◆ REQUEST
Copy each line in which the string "this" occurs.
>> START INFORMATION GIVEN
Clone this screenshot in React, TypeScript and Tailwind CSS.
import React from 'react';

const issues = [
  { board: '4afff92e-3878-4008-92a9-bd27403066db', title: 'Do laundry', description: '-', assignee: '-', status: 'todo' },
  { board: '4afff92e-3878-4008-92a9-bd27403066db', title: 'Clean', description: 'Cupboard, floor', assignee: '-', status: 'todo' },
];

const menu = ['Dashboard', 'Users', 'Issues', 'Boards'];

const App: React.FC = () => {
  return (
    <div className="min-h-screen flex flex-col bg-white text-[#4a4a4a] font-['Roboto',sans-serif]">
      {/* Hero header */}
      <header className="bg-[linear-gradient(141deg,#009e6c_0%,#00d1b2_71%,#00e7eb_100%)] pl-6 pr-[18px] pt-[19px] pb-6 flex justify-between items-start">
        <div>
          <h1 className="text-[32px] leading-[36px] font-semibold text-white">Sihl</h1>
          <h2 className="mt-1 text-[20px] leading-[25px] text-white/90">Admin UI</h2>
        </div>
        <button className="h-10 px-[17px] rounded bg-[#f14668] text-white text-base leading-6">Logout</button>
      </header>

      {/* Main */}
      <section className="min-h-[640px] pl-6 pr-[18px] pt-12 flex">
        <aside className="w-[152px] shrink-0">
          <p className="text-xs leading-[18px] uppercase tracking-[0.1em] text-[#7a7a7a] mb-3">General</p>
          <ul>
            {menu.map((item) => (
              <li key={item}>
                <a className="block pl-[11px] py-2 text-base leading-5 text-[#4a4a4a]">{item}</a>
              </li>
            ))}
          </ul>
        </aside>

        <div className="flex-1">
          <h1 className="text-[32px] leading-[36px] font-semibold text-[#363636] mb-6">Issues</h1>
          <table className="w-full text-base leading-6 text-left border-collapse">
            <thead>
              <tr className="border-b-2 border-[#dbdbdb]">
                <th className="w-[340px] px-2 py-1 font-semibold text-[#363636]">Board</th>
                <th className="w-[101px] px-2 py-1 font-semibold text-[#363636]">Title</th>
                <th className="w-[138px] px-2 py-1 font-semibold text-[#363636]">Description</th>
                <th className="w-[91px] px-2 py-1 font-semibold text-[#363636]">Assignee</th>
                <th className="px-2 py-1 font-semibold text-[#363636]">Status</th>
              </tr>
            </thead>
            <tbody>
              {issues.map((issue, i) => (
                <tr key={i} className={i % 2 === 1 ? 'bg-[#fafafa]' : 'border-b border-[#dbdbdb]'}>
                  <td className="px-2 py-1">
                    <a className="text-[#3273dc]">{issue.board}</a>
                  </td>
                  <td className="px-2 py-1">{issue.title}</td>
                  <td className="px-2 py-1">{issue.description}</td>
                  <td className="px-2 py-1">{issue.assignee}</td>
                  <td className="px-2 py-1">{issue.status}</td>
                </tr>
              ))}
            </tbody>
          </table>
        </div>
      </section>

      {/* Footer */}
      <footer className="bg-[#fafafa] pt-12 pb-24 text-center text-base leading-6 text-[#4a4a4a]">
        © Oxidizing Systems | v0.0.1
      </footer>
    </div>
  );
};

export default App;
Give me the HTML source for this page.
>> END INFORMATION GIVEN
◆ EXERCISE RESPONSE
Clone this screenshot in React, TypeScript and Tailwind CSS.
Give me the HTML source for this page.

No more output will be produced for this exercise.